Я опускаю его аргументы, но в самом деле, литературный русский язык отличается от говоров подобным образом, как — со всеми mutatis mutandis — отличался от них церковнославянский. Это во многом другой язык. Кстати, в документах Собора 1917 года, изданных о. Николаем Балашовым, мне встретилась замечательная заметка кого-то из участников дискуссии о богослужебном языке, касающаяся «непонятности» церковнославянского.

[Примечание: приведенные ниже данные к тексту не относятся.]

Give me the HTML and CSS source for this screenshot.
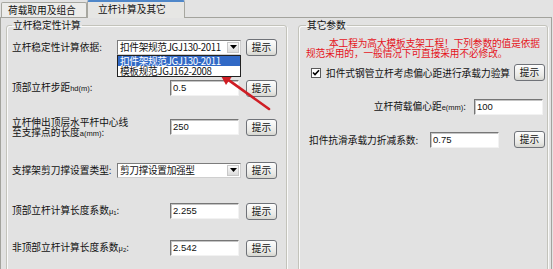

Автор (я, к сожалению, не помню его имени) замечает, что язык современной ему беллетристики, журналистики не менее непонятен народу, чем церковнославянский. И в самом деле, литературный язык совершенно так же непонятен носителю русского говора, если тот не получил определённого образования. Это «непонятные», «иностранные» слова (не только варваризмы, которые литературный язык в отличие от консервативных говоров легко вбирает в себя — но и собственно русские слова с другой семантикой, которая не возникает непосредственно из самого языка, из самих говоров).
Да, словарь литературного языка в огромной своей доле представляется людям, не получившим определённого образования, по грамматике — русским, по смыслу — иноземным. Я думаю, что всем приходилось встречаться с этим, разговаривая с человеком, который может переспросить: а как это по-нашему, то, что ты сказал? Литературный язык для них как бы иностранный, и таким образом он несёт в себе свойства церковнославянского языка, его беспредметность, его надбытность.
Вот, собственно, и всё, что я могла бы сегодня рассказать вам о церковнославянском языке в русской культуре, хотя это тема бесконечная. Это разговор о великом сокровище нашей культуры, утратив которое, мы потеряем связь не только с церковнославянскими текстами, но и со светской русской словесностью трёх последних веков. И это разговор о сокровище, которое с самого начала несло в себе известную опасность: сильное, прекрасное, внушающее, но не толкующее, не истолковываемое слово.